The script is to extract a list of junior researchers in NLP based on ACL anthology. The repo is curated and maintained by Zhijing Jin (an enthusiastic PhD student in NLP).
We use a tentative filter to extract authors who
- have not published *ACL papers as first authors,
- BUT have published at non-*ACL venues but also recorded on ACL anthology (e.g., workshops, LREC, etc), OR as non-first authors on *ACL papers,
- AND have at least 1 ACL anthology entry within 3 years,
- AND earliest publication date is within 3 years, AND total number of papers <= 3.
Feel free to make pull requests if you have suggestions to improve the code.
git clone https://github.com/zhijing-jin/acl_mentorship.git
cd acl_mentorship
git clone https://github.com/acl-org/acl-anthology
pip -r install acl-anthology/bin/requirements.txt
mv extract_junior_authors.py acl-anthology/bin/extract_junior_authors.py
python acl-anthology/bin/extract_junior_authors.py
# output files: junior_authors.txt, junior_authors_n_papers.csv
We manually inspected the quality of a random sample.
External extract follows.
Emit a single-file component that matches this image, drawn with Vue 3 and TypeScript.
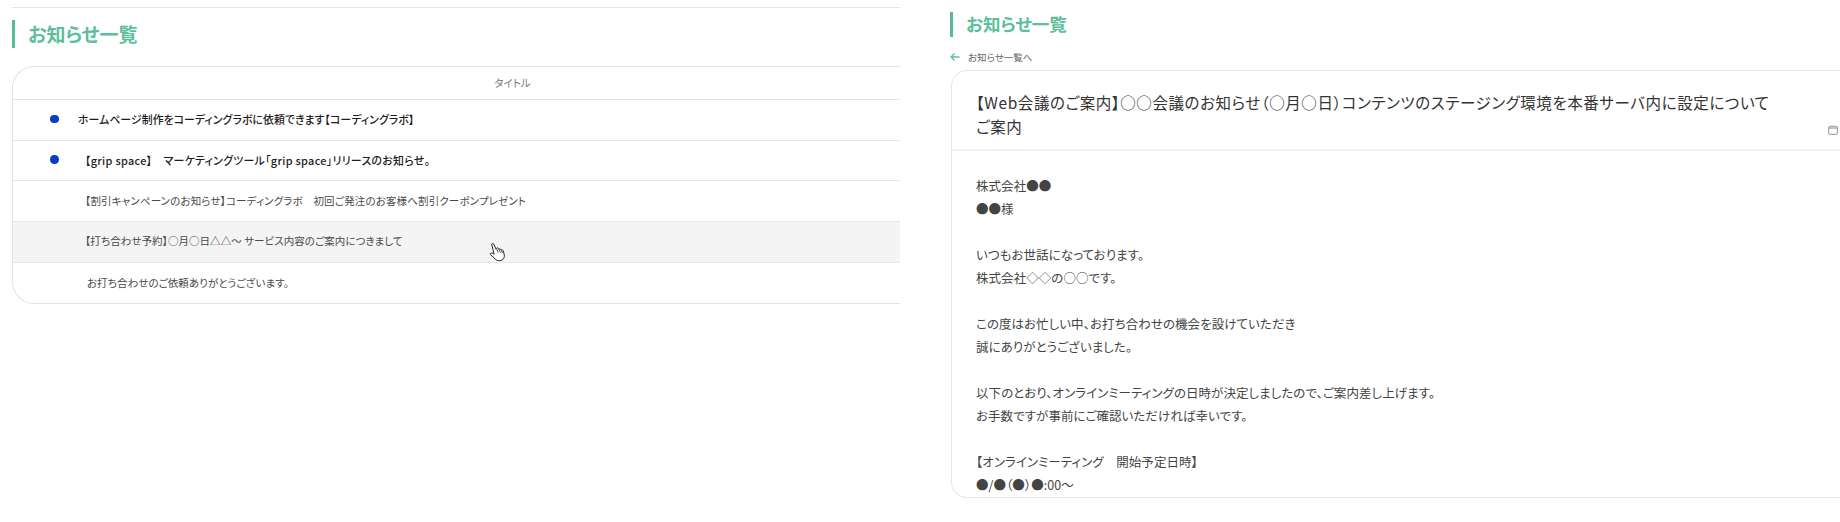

Among our extracted researcher names:
- Total Number (by Mar 2021): 11,021 authors
- 45%: Students / Recent graduates
- 30%: Non-academia scientists beginning to publish
- 25%: Interdisciplinary/Other senior researchers beginning to publish at NLP venues
python extract_email_from_paper_pdf.py
# input file: junior_authors_n_papers.csv (generated by Step 1's `extract_junior_authors.py`)
# output file: junior_authors_n_email.csv
There can be about 5,946 valid emails. The rest of the emails are too difficult to be parsed from PDF or need some complicated rules.
We welcome pull requests to improve this function.